Predict-then-Blend achieves a 19.79% higher mIoU on ScanNet semantic segmentation compared to Render-then-Predict.
After PET fine-tuning, the semantic segmentation mIoU exceeds the SOTA method SRay by 5.20%.

Highlights & Insights¶

Versatility of Decoupled Design: The decoupling of geometry and appearance branches is the most ingenious design of this work—the complex branch ensures accuracy and can be discarded after baking to gain rendering speed, while the lightweight branch simultaneously acts as a shader and a multi-task bridge.
Underestimated Potential of IBR: The paper reveals the core value of IBR pipelines in constructing a general-purpose 3D pipeline, offering an inspiring perspective.
Blending Weight Reuse: Directly generalizing color blending weights to tasks like semantics/edges/keypoints without additional training is both elegant and practical.

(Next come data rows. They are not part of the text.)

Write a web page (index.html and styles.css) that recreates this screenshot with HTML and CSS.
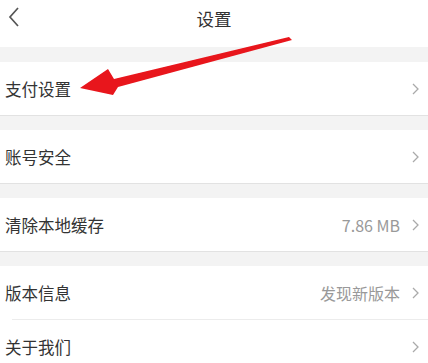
FILE: index.html
```html
<!DOCTYPE html>
<html lang="zh">
<head>
<meta charset="utf-8">
<title>设置</title>
<link rel="stylesheet" href="styles.css">
</head>
<body>
<div class="page">
  <header class="header">
    <svg class="back" width="12" height="20" viewBox="0 0 12 20"><path d="M10 1 L2 10 L10 19" fill="none" stroke="#555" stroke-width="1.7"/></svg>
    <div class="title">设置</div>
  </header>
  <div class="gap"></div>
  <div class="row line"><span class="label">支付设置</span><span class="right"><svg class="chev" width="7" height="12" viewBox="0 0 7 12"><path d="M1 1 L6 6 L1 11" fill="none" stroke="#aaa" stroke-width="1.3"/></svg></span></div>
  <div class="gap"></div>
  <div class="row line"><span class="label">账号安全</span><span class="right"><svg class="chev" width="7" height="12" viewBox="0 0 7 12"><path d="M1 1 L6 6 L1 11" fill="none" stroke="#aaa" stroke-width="1.3"/></svg></span></div>
  <div class="gap"></div>
  <div class="row line"><span class="label">清除本地缓存</span><span class="right"><span class="value">7.86 MB</span><svg class="chev" width="7" height="12" viewBox="0 0 7 12"><path d="M1 1 L6 6 L1 11" fill="none" stroke="#aaa" stroke-width="1.3"/></svg></span></div>
  <div class="gap"></div>
  <div class="row inset"><span class="label">版本信息</span><span class="right"><span class="value">发现新版本</span><svg class="chev" width="7" height="12" viewBox="0 0 7 12"><path d="M1 1 L6 6 L1 11" fill="none" stroke="#aaa" stroke-width="1.3"/></svg></span></div>
  <div class="row"><span class="label">关于我们</span><span class="right"><svg class="chev" width="7" height="12" viewBox="0 0 7 12"><path d="M1 1 L6 6 L1 11" fill="none" stroke="#aaa" stroke-width="1.3"/></svg></span></div>
  <svg class="arrow" width="428" height="120" viewBox="0 0 428 120">
    <defs><filter id="soft" x="-10%" y="-10%" width="120%" height="120%"><feGaussianBlur stdDeviation="0.6"/></filter></defs>
    <path d="M80 88 L108 69 L114 79 L289 37 L292 40 L118 87 L113 95 Z" fill="#e8141b" filter="url(#soft)"/>
  </svg>
</div>
</body>
</html>
```
FILE: styles.css
```css
* { box-sizing: border-box; }
html, body { margin: 0; padding: 0; background: #fff; }
body { font-family: "Noto Sans CJK SC", "Noto Sans", sans-serif; color: #333; }
.page { position: relative; width: 428px; height: 363px; overflow: hidden; }
.header { height: 47px; position: relative; display: flex; justify-content: center; padding-top: 6px; }
.back { position: absolute; left: 8px; top: 7px; }
.title { font-size: 17.5px; line-height: 26px; color: #333; }
.gap { height: 14px; background: #f3f3f3; }
.gap:first-of-type { height: 15px; }
.row { height: 54px; display: flex; align-items: center; justify-content: space-between; padding: 0 9px 0 5px; background: #fff; position: relative; }
.row.line { border-bottom: 1px solid #e2e2e2; }
.row.inset::after { content: ""; position: absolute; left: 12px; right: 0; bottom: 0; height: 1px; background: #ececec; }
.label { font-size: 16.5px; color: #333; }
.right { display: flex; align-items: center; gap: 12px; }
.value { font-size: 16px; color: #999; }
.chev { display: block; }
.arrow { position: absolute; left: 0; top: 0; pointer-events: none; }
```
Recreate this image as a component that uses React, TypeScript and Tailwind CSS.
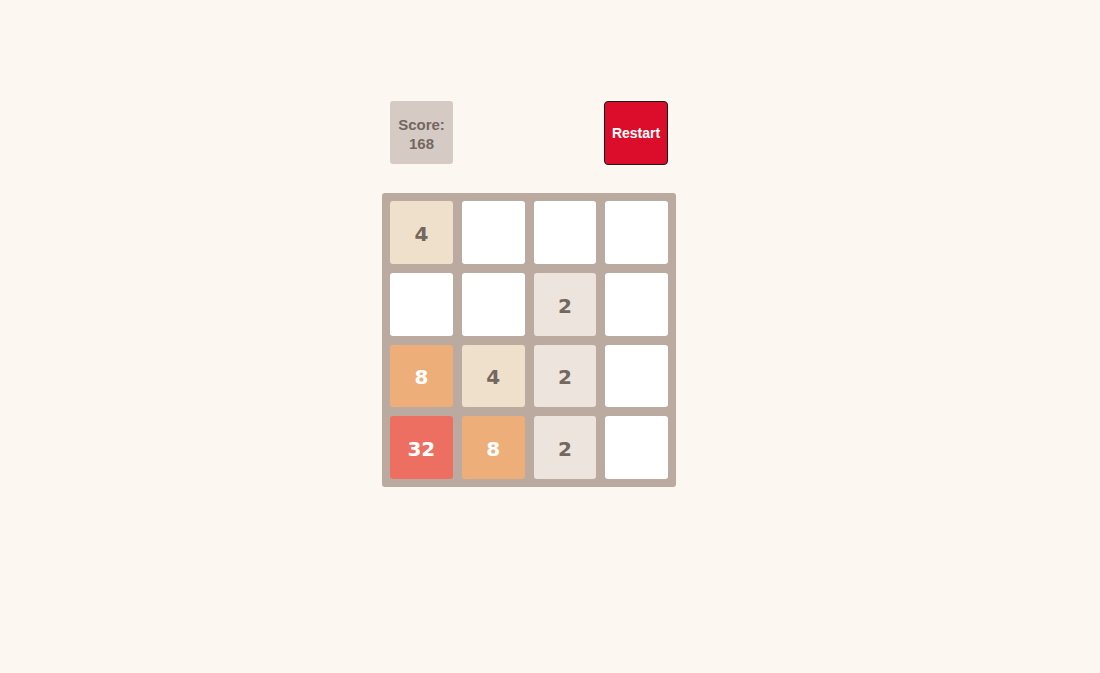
const board: number[][] = [
  [4, 0, 0, 0],
  [0, 0, 2, 0],
  [8, 4, 2, 0],
  [32, 8, 2, 0],
];

const tileStyles: Record<number, string> = {
  0: 'bg-white',
  2: 'bg-[#eee4de] text-[#736760]',
  4: 'bg-[#efe0cc] text-[#736760]',
  8: 'bg-[#eeae7a] text-white',
  32: 'bg-[#ec6f61] text-white',
};

function Tile({ value }: { value: number }) {
  return (
    <div
      className={`flex items-center justify-center rounded-[3px] pt-[3px] font-['DejaVu_Sans',sans-serif] text-[20px] font-bold ${tileStyles[value]}`}
    >
      {value > 0 ? value : ''}
    </div>
  );
}

export default function App() {
  const score = 168;

  return (
    <div className="min-h-[673px] w-full bg-[#fcf7f1] pl-[382px] pt-[101px] font-['Liberation_Sans',Arial,sans-serif]">
      <div className="w-[294px]">
        <div className="flex items-start justify-between px-2">
          <div className="flex h-[63px] w-[63px] flex-col items-center justify-center rounded-[3px] bg-[#d6cac4] pt-[2px] text-[15px] font-bold leading-[19px] text-[#736760]">
            <span>Score:</span>
            <span>{score}</span>
          </div>
          <button
            type="button"
            className="flex h-[64px] w-[64px] items-center justify-center rounded-[4px] border border-[#1a1a1a] bg-[#dc0d2a] text-[14px] font-bold text-white"
          >
            Restart
          </button>
        </div>

        <div className="mt-[28px] grid h-[294px] w-[294px] grid-cols-4 grid-rows-4 gap-[9px] rounded-[3px] bg-[#bbaaa0] p-[8px]">
          {board.flat().map((value, i) => (
            <Tile key={i} value={value} />
          ))}
        </div>
      </div>
    </div>
  );
}
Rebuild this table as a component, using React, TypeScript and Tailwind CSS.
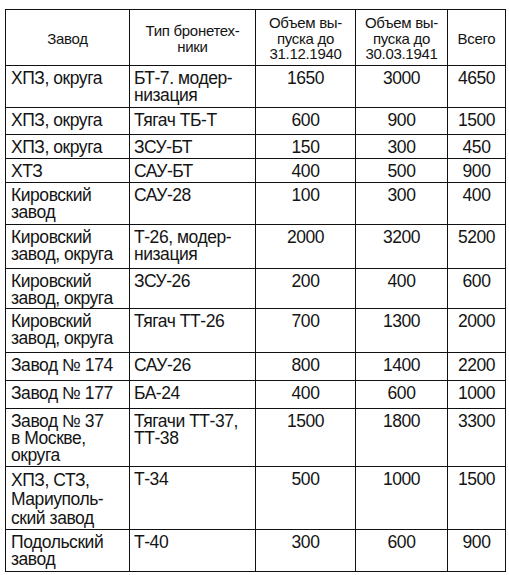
import { Fragment } from 'react';

const rows: { h: string; lead?: string; plant: string[]; type: string[]; a: string; b: string; total: string }[] = [
  { h: 'h-[42px]', plant: ['ХПЗ, округа'], type: ['БТ-7. модер-', 'низация'], a: '1650', b: '3000', total: '4650' },
  { h: 'h-[27px]', plant: ['ХПЗ, округа'], type: ['Тягач ТБ-Т'], a: '600', b: '900', total: '1500' },
  { h: 'h-[24px]', plant: ['ХПЗ, округа'], type: ['ЗСУ-БТ'], a: '150', b: '300', total: '450' },
  { h: 'h-[24px]', plant: ['ХТЗ'], type: ['САУ-БТ'], a: '400', b: '500', total: '900' },
  { h: 'h-[42px]', plant: ['Кировский', 'завод'], type: ['САУ-28'], a: '100', b: '300', total: '400' },
  { h: 'h-[44px]', plant: ['Кировский', 'завод, округа'], type: ['Т-26, модер-', 'низация'], a: '2000', b: '3200', total: '5200' },
  { h: 'h-[40px]', plant: ['Кировский', 'завод, округа'], type: ['ЗСУ-26'], a: '200', b: '400', total: '600' },
  { h: 'h-[44px]', plant: ['Кировский', 'завод, округа'], type: ['Тягач ТТ-26'], a: '700', b: '1300', total: '2000' },
  { h: 'h-[28px]', plant: ['Завод № 174'], type: ['САУ-26'], a: '800', b: '1400', total: '2200' },
  { h: 'h-[28px]', plant: ['Завод № 177'], type: ['БА-24'], a: '400', b: '600', total: '1000' },
  { h: 'h-[58px]', plant: ['Завод № 37', 'в Москве,', 'округа'], type: ['Тягачи ТТ-37,', 'ТТ-38'], a: '1500', b: '1800', total: '3300' },
  { h: 'h-[63px]', lead: 'leading-[19px]', plant: ['ХПЗ, СТЗ,', 'Мариуполь-', 'ский завод'], type: ['Т-34'], a: '500', b: '1000', total: '1500' },
  { h: 'h-[42px]', plant: ['Подольский', 'завод'], type: ['Т-40'], a: '300', b: '600', total: '900' },
];

const cell = 'border border-[#111] align-top pt-[4px] pb-0';
const head = 'border border-[#111] font-normal align-middle text-center pt-[2px]';

function Lines({ items }: { items: string[] }) {
  return (
    <span className="whitespace-nowrap">
      {items.map((l, j) => (
        <Fragment key={j}>
          {j > 0 && <br />}
          {l}
        </Fragment>
      ))}
    </span>
  );
}

export default function App() {
  return (
    <div className="bg-white w-[509px] h-[575px] pt-[9px] pl-[5px] font-['Liberation_Sans',Arial,sans-serif] text-[#141414]">
      <table className="table-fixed border-collapse w-[500px]">
        <colgroup>
          <col className="w-[124px]" />
          <col className="w-[126px]" />
          <col className="w-[100px]" />
          <col className="w-[92px]" />
          <col className="w-[58px]" />
        </colgroup>
        <thead>
          <tr className="h-[56px] text-[15px] leading-[15.5px] tracking-[-0.3px]">
            <th className={head}>Завод</th>
            <th className={head}>
              Тип бронетех-
              <br />
              ники
            </th>
            <th className={head}>
              Объем вы-
              <br />
              пуска до
              <br />
              31.12.1940
            </th>
            <th className={head}>
              Объем вы-
              <br />
              пуска до
              <br />
              30.03.1941
            </th>
            <th className={head}>Всего</th>
          </tr>
        </thead>
        <tbody className="text-[17.5px] leading-[17px] tracking-[-0.45px]">
          {rows.map((r, i) => (
            <tr key={i} className={r.h}>
              <td className={`${cell} pl-[5px] text-left ${r.lead ?? ''}`}>
                <Lines items={r.plant} />
              </td>
              <td className={`${cell} pl-[4px] text-left`}>
                <Lines items={r.type} />
              </td>
              <td className={`${cell} text-center`}>{r.a}</td>
              <td className={`${cell} text-center`}>{r.b}</td>
              <td className={`${cell} text-center`}>{r.total}</td>
            </tr>
          ))}
        </tbody>
      </table>
    </div>
  );
}
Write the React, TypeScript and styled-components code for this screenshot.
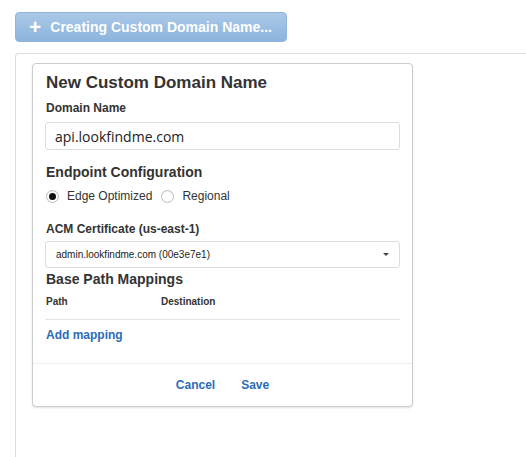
import React from 'react';
import styled, { createGlobalStyle } from 'styled-components';

const GlobalStyle = createGlobalStyle`
  body {
    margin: 0;
    background: #fff;
    font-family: "Liberation Sans", Arial, sans-serif;
    color: #333;
  }
`;

const Page = styled.div`
  padding: 12px 0 0 15px;
  height: 445px;
  display: flex;
  flex-direction: column;
`;

const CreateButton = styled.button`
  width: 272px;
  height: 30px;
  display: flex;
  align-items: center;
  gap: 9px;
  padding: 0 0 0 13px;
  border: 1px solid #93b5db;
  border-radius: 4px;
  background: linear-gradient(#abc9e8, #8cb4dd);
  color: #fff;
  font-family: inherit;
  font-weight: bold;
  font-size: 14px;
  cursor: default;
`;

const Plus = styled.span`
  font-size: 21px;
  line-height: 1;
  margin-top: -2px;
`;

const Panel = styled.div`
  margin-top: 11px;
  flex: 1;
  border-left: 1px solid #ddd;
  border-top: 1px solid #ddd;
  border-top-left-radius: 4px;
  padding: 9px 0 0 16px;
`;

const Card = styled.div`
  width: 379px;
  border: 1px solid #ccc;
  border-radius: 4px;
  box-shadow: 0 1px 2px rgba(0, 0, 0, 0.12);
  background: #fff;
`;

const Body = styled.div`
  padding: 9px 12px 0 12px;
  display: flex;
  flex-direction: column;
`;

const Title = styled.h2<{ $size: number; $top: number }>`
  margin: ${({ $top }) => $top}px 0 0 1px;
  font-size: ${({ $size }) => $size}px;
  line-height: 20px;
  font-weight: bold;
  color: #333;
`;

const Label = styled.div<{ $size: number; $top: number }>`
  margin: ${({ $top }) => $top}px 0 0 1px;
  font-size: ${({ $size }) => $size}px;
  line-height: 16px;
  font-weight: bold;
  color: #333;
`;

const TextInput = styled.div`
  margin-top: 6px;
  height: 26px;
  border: 1px solid #ddd;
  border-radius: 3px;
  padding: 0 9px;
  display: flex;
  align-items: center;
  font-family: "Open Sans", sans-serif;
  font-size: 14px;
  color: #222;
`;

const RadioRow = styled.div`
  margin-top: 4px;
  height: 20px;
  display: flex;
  align-items: center;
  font-size: 12px;
  color: #333;
`;

const RadioOption = styled.label`
  display: flex;
  align-items: center;
  gap: 8px;
  margin-right: 8px;
`;

const RadioCircle = styled.span<{ $checked?: boolean }>`
  width: 13px;
  height: 13px;
  margin-left: 1px;
  box-sizing: border-box;
  border: 1px solid #bbb;
  border-radius: 50%;
  background: #fff;
  box-shadow: inset 0 1px 1px rgba(0, 0, 0, 0.06);
  display: flex;
  align-items: center;
  justify-content: center;

  &::after {
    content: '';
    width: 7px;
    height: 7px;
    border-radius: 50%;
    background: ${({ $checked }) => ($checked ? '#111' : 'transparent')};
  }
`;

const Select = styled.div`
  margin-top: 4px;
  height: 25px;
  border: 1px solid #ddd;
  border-radius: 3px;
  padding: 0 10px 0 10px;
  display: flex;
  align-items: center;
  justify-content: space-between;
  font-size: 10px;
  color: #222;
`;

const Caret = styled.span`
  width: 0;
  height: 0;
  border-left: 3px solid transparent;
  border-right: 3px solid transparent;
  border-top: 3px solid #444;
`;

const MappingHead = styled.div`
  margin-top: 6px;
  display: flex;
  padding: 0 0 10px 1px;
  border-bottom: 1px solid #e5e5e5;
  font-size: 10px;
  line-height: 14px;
  font-weight: bold;
  color: #333;
`;

const HeadCell = styled.span<{ $width?: number }>`
  width: ${({ $width }) => ($width ? `${$width}px` : 'auto')};
`;

const LinkButton = styled.a`
  font-size: 12px;
  line-height: 16px;
  font-weight: bold;
  color: #2b6cb8;
  text-decoration: none;
  cursor: pointer;
`;

const AddLink = styled(LinkButton)`
  margin: 7px 0 0 1px;
`;

const Footer = styled.div`
  margin-top: 20px;
  border-top: 1px solid #eee;
  height: 41px;
  display: flex;
  align-items: center;
  justify-content: center;
  gap: 26px;
  padding-bottom: 1px;
`;

export default function App() {
  return (
    <>
      <GlobalStyle />
      <Page>
        <CreateButton>
          <Plus>+</Plus>
          Creating Custom Domain Name...
        </CreateButton>
        <Panel>
          <Card>
            <Body>
              <Title $size={17} $top={0}>New Custom Domain Name</Title>
              <Label $size={12} $top={7}>Domain Name</Label>
              <TextInput>api.lookfindme.com</TextInput>
              <Title $size={14} $top={12}>Endpoint Configuration</Title>
              <RadioRow>
                <RadioOption>
                  <RadioCircle $checked />
                  Edge Optimized
                </RadioOption>
                <RadioOption>
                  <RadioCircle />
                  Regional
                </RadioOption>
              </RadioRow>
              <Label $size={12} $top={15}>ACM Certificate (us-east-1)</Label>
              <Select>
                <span>admin.lookfindme.com (00e3e7e1)</span>
                <Caret />
              </Select>
              <Title $size={14} $top={1}>Base Path Mappings</Title>
              <MappingHead>
                <HeadCell $width={115}>Path</HeadCell>
                <HeadCell>Destination</HeadCell>
              </MappingHead>
              <AddLink>Add mapping</AddLink>
            </Body>
            <Footer>
              <LinkButton>Cancel</LinkButton>
              <LinkButton>Save</LinkButton>
            </Footer>
          </Card>
        </Panel>
      </Page>
    </>
  );
}
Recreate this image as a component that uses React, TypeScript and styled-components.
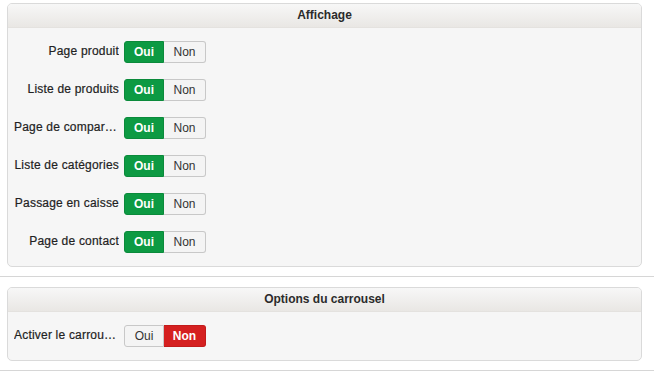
import React from 'react';
import styled, {createGlobalStyle} from "styled-components";

const GlobalStyle = createGlobalStyle`
    body {
        margin: 0;
        background: #ffffff;
        font-family: "Liberation Sans", Arial, sans-serif;
    }
`

type Row = { label: string, on: boolean }

const display: Row[] = [
    {label: 'Page produit', on: true},
    {label: 'Liste de produits', on: true},
    {label: 'Page de comparaison', on: true},
    {label: 'Liste de catégories', on: true},
    {label: 'Passage en caisse', on: true},
    {label: 'Page de contact', on: true},
]

const carousel: Row[] = [
    {label: 'Activer le carrousel', on: false},
]

const Section = ({title, rows}: { title: string, rows: Row[] }) => {
    return (
        <SectionWrap>
            <Panel>
                <PanelHeader>{title}</PanelHeader>
                <PanelBody>
                    {rows.map(r => (
                        <FieldRow key={r.label}>
                            <Label title={r.label}>{r.label}</Label>
                            <Toggle>
                                <ToggleBtn active={r.on} tone="yes">Oui</ToggleBtn>
                                <ToggleBtn active={!r.on} tone="no">Non</ToggleBtn>
                            </Toggle>
                        </FieldRow>
                    ))}
                </PanelBody>
            </Panel>
            <Divider/>
        </SectionWrap>
    )
}

export default function App() {
    return (
        <Page>
            <GlobalStyle/>
            <Section title="Affichage" rows={display}/>
            <Section title="Options du carrousel" rows={carousel}/>
        </Page>
    );
}

const Page = styled.div`
    padding-top: 3px;
    width: 654px;
`

const SectionWrap = styled.div`
    display: flex;
    flex-direction: column;
`

const Panel = styled.div`
    margin: 0 12px 0 7px;
    background: #f6f6f6;
    border: 1px solid #dadada;
    border-radius: 5px;
    overflow: hidden;
`

const PanelHeader = styled.div`
    height: 23px;
    line-height: 23px;
    text-align: center;
    font-size: 12px;
    font-weight: bold;
    color: #2b2b2b;
    background: linear-gradient(#f7f7f7, #e9e7e4);
    border-bottom: 1px solid #e4e2df;
`

const PanelBody = styled.div`
    display: flex;
    flex-direction: column;
    gap: 16px;
    padding: 13px 0 13px 6px;
`

const FieldRow = styled.div`
    display: flex;
    align-items: center;
    gap: 5px;
`

const Label = styled.div`
    width: 105px;
    text-align: right;
    font-size: 12px;
    letter-spacing: 0.2px;
    color: #222;
    -webkit-text-stroke: 0.2px #222;
    white-space: nowrap;
    overflow: hidden;
    text-overflow: ellipsis;
    margin-top: -2px;
`

const Toggle = styled.div`
    display: flex;
`

const ToggleBtn = styled.div<{ active: boolean, tone: 'yes' | 'no' }>`
    width: ${p => p.tone === 'yes' ? 40 : 42}px;
    height: 22px;
    box-sizing: border-box;
    display: flex;
    align-items: center;
    justify-content: center;
    font-size: 12px;
    font-weight: ${p => p.active ? 'bold' : 'normal'};
    color: ${p => p.active ? '#fff' : '#333'};
    background: ${p => p.active ? (p.tone === 'yes' ? '#0d9a43' : '#d52020') : '#f4f4f4'};
    border: 1px solid ${p => p.active ? (p.tone === 'yes' ? '#0b8a3b' : '#c21b1b') : '#c8c8c8'};
    border-radius: ${p => p.tone === 'yes' ? '3px 0 0 3px' : '0 3px 3px 0'};
    ${p => p.tone === 'no' ? 'border-left: none;' : ''}
`

const Divider = styled.div`
    height: 1px;
    background: #d6d6d6;
    margin: 9px 0 10px 0;
`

Limitations & Future Work¶

Experiments mainly focus on indoor scenes like DTU and ScanNet; generalization to complex outdoor scenes remains to be verified.
The quality of zero-shot understanding depends heavily on the prediction accuracy of 2D prior models.
Extracting a mesh via TSDF is required prior to real-time rendering, and the mesh quality directly affects rendering results.
Text-guided editing requires iterative maintenance of 3D consistency, leaving room for efficiency improvements.

The idea of decoupling geometry and appearance can be extended to other 3D representations like 3DGS.
The Predict-then-Blend strategy can be combined with more 2D foundation models (e.g., SAM, CLIP-LSeg) to expand the scope of 3D understanding.
The paradigm of utilizing LoRA for fine-tuning pre-trained NeRF aligns with current trends in NLP/CV.

Rating¶

Novelty: ⭐⭐⭐⭐ — The idea of unifying general-purpose NeRF with IBR and the insight of reusing blending weights are highly creative.
Experimental Thoroughness: ⭐⭐⭐⭐⭐ — Covers reconstruction, rendering, understanding, and editing, with comprehensive datasets and ablation studies.
Writing Quality: ⭐⭐⭐⭐ — Clear logic, rich tables/figures, and well-articulated motivation.
Value: ⭐⭐⭐⭐ — The real-time rendering capability and zero-shot understanding hold significant practical application value.